Here's a big plus for HSAs: If you don't use all the money deposited in the HSA during the year, the leftover amount rolls over to the next year. Distributions used to pay qualified expenses are tax-free. If you use the money to pay for any unqualified expenses, you will have to play tax on that money plus a 20% penalty.
Other qualifications for a Health Savings Account include the following for 2016:
- To qualify as a high-deductible health plan (HDHP) in 2016, the plan for one individual must have minimum annual deductible in of $1,300 and a maximum annual amount (deductible + other out-of-pocket expenses) of $6,550. For a plan covering a family (one eligible individual and at least one other individual), the minimum annual deductible is $2,600 and the maximum annual amount is $13,100.
- In 2016, an individual can contribute a maximum of $3,350. For a family plan, the maximum contribution is $6,750
- You must not be covered under any other health coverage. There are exceptions such as dental insurance, vision care insurance or worker's compensation insurance.
- You cannot be enrolled in Medicare.
- You cannot be claimed as a dependent on someone else's tax return.
Health Flexible Spending Arrangements (Health FSAs)
A Health Flexible Spending Arrangement is a benefit plan offered by employers. It can be offered as part of a cafeteria plan. The plan allows you to save a set amount of your paycheck before taxes to help you pay for expected health care costs not reimbursed by your health insurance. You can have a Health FSA even if you do not have a high-deductible health plan (HDHP). The plan uses payroll deduction.
A properly designed FSA offers a way to save money by reducing taxable income and paying for all or a portion of out-of-pocket medical expenses with tax-free dollars. It can be used for such non-covered expenses as deductibles, co-pays, and uncovered services such as eyeglasses, dental care, or chiropractic treatments.
The employer determines the maximum amount you can set aside each year. The IRS for 2015 set a maximum limit of $2,550. This limit is expected to be the same for 2016, but your employer will have the latest information. Currently, individuals are also allowed to rollover a maximum of $500 of any unspent funds. Any amount remaining over $500 will be lost. So, it's important to carefully project what you expect to spend that will not be covered by your insurance.
After you estimate your annual needs, a proportional amount is deducted from each pay check. When you incur one of those anticipated unreimbursed health care expenses, you submit the claim and receipt/required documentation to your employer to reclaim those tax-free dollars to reimburse yourself.

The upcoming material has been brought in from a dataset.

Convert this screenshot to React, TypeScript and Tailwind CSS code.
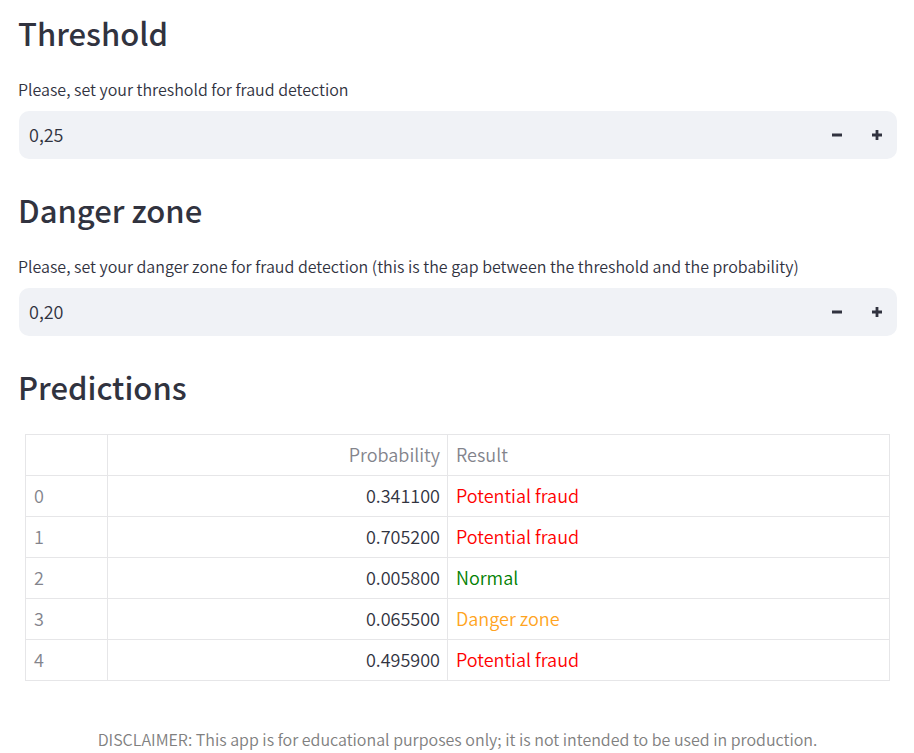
import { useState } from "react";

const STEP = 0.01;

function format(value: number) {
  return value.toFixed(2).replace(".", ",");
}

function NumberField({ id, label, initial }: { id: string; label: string; initial: number }) {
  const [text, setText] = useState(format(initial));

  const change = (delta: number) => {
    const current = Number(text.replace(",", ".")) || 0;
    setText(format(Math.min(1, Math.max(0, current + delta))));
  };

  return (
    <div>
      <label htmlFor={id} className="block pb-2.5 text-base leading-6 font-[350]">
        {label}
      </label>
      <div className="ml-px flex h-12 overflow-hidden rounded-[10px] bg-[#f0f2f6]">
        <input
          id={id}
          type="text"
          inputMode="decimal"
          value={text}
          onChange={(event) => setText(event.target.value)}
          className="min-w-0 flex-1 bg-transparent px-2.5 pb-0.5 text-lg font-[350] outline-none"
        />
        <button
          type="button"
          aria-label={`Decrease ${id}`}
          onClick={() => change(-STEP)}
          className="flex w-10 items-center justify-center"
        >
          <svg viewBox="0 0 10 10" className="size-2.5" aria-hidden="true">
            <path d="M0 3.6h10v2.8H0z" fill="currentColor" />
          </svg>
        </button>
        <button
          type="button"
          aria-label={`Increase ${id}`}
          onClick={() => change(STEP)}
          className="flex w-10 items-center justify-center"
        >
          <svg viewBox="0 0 10 10" className="size-2.5" aria-hidden="true">
            <path d="M3.6 0h2.8v3.6H10v2.8H6.4V10H3.6V6.4H0V3.6h3.6z" fill="currentColor" />
          </svg>
        </button>
      </div>
    </div>
  );
}

const rows = [
  { probability: "0.341100", result: "Potential fraud", color: "text-[#ff0000]" },
  { probability: "0.705200", result: "Potential fraud", color: "text-[#ff0000]" },
  { probability: "0.005800", result: "Normal", color: "text-[#008000]" },
  { probability: "0.065500", result: "Danger zone", color: "text-[#ffa421]" },
  { probability: "0.495900", result: "Potential fraud", color: "text-[#ff0000]" },
];

const heading = "text-[31px] leading-10 font-medium";
const cell = "h-[41px] border border-[#e6e6e8] pt-0 pr-[7px] pb-0.5 pl-2 font-[350]";

export default function App() {
  return (
    <main className="flex min-h-screen flex-col bg-white pt-[13px] pr-[17px] pl-[18px] font-['Noto_Sans_CJK_SC',sans-serif] text-[#31333f]">
      <section className="flex flex-col gap-6 pb-[31px]">
        <h2 className={heading}>Threshold</h2>
        <NumberField id="threshold" label="Please, set your threshold for fraud detection" initial={0.25} />
      </section>

      <section className="flex flex-col gap-6 pb-[31px]">
        <h2 className={heading}>Danger zone</h2>
        <NumberField
          id="danger-zone"
          label="Please, set your danger zone for fraud detection (this is the gap between the threshold and the probability)"
          initial={0.2}
        />
      </section>

      <section className="flex flex-col gap-[27px]">
        <h2 className={heading}>Predictions</h2>
        <div className="px-[7px]">
          <table className="w-full table-fixed border-collapse text-lg leading-6">
            <colgroup>
              <col className="w-[82px]" />
              <col className="w-[340px]" />
              <col />
            </colgroup>
            <thead>
              <tr className="text-[#83848c]">
                <td className={cell}></td>
                <th scope="col" className={`${cell} text-right`}>Probability</th>
                <th scope="col" className={`${cell} text-left`}>Result</th>
              </tr>
            </thead>
            <tbody>
              {rows.map((row, index) => (
                <tr key={index}>
                  <th scope="row" className={`${cell} text-left text-[#83848c]`}>{index}</th>
                  <td className={`${cell} text-right`}>{row.probability}</td>
                  <td className={`${cell} ${row.color}`}>{row.result}</td>
                </tr>
              ))}
            </tbody>
          </table>
        </div>
      </section>

      <footer className="pt-[46px] text-center text-base leading-6 font-[350] text-[#808080]">
        DISCLAIMER: This app is for educational purposes only; it is not intended to be used in production.
      </footer>
    </main>
  );
}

Health Reimbursement Arrangements (HRAs)
A Health Reimbursement Arrangement is a benefit plan offered by employers which is funded solely by the employer. It cannot be created by a voluntary salary reduction. Employees covered by an HRA receive tax free reimbursement of qualified medical expenses up to a maximum dollar amount. An employer can offer an HRA along with other health plans, including FSAs. If your company offers an HRA, consult the Human Resources Department for the specifics of your company's plan.
For More Information
For Medicare, www.medicare.gov
For insurance under the Affordable Care Act from the Health Insurance Marketplace, www.healthcare.gov.
IRS Publication 969: Health Savings Accounts and Other Tax-Favored Health Plans. The latest revision as of March 2015 is actually dated 2014 but provides informative information on tax-advantaged savings plans.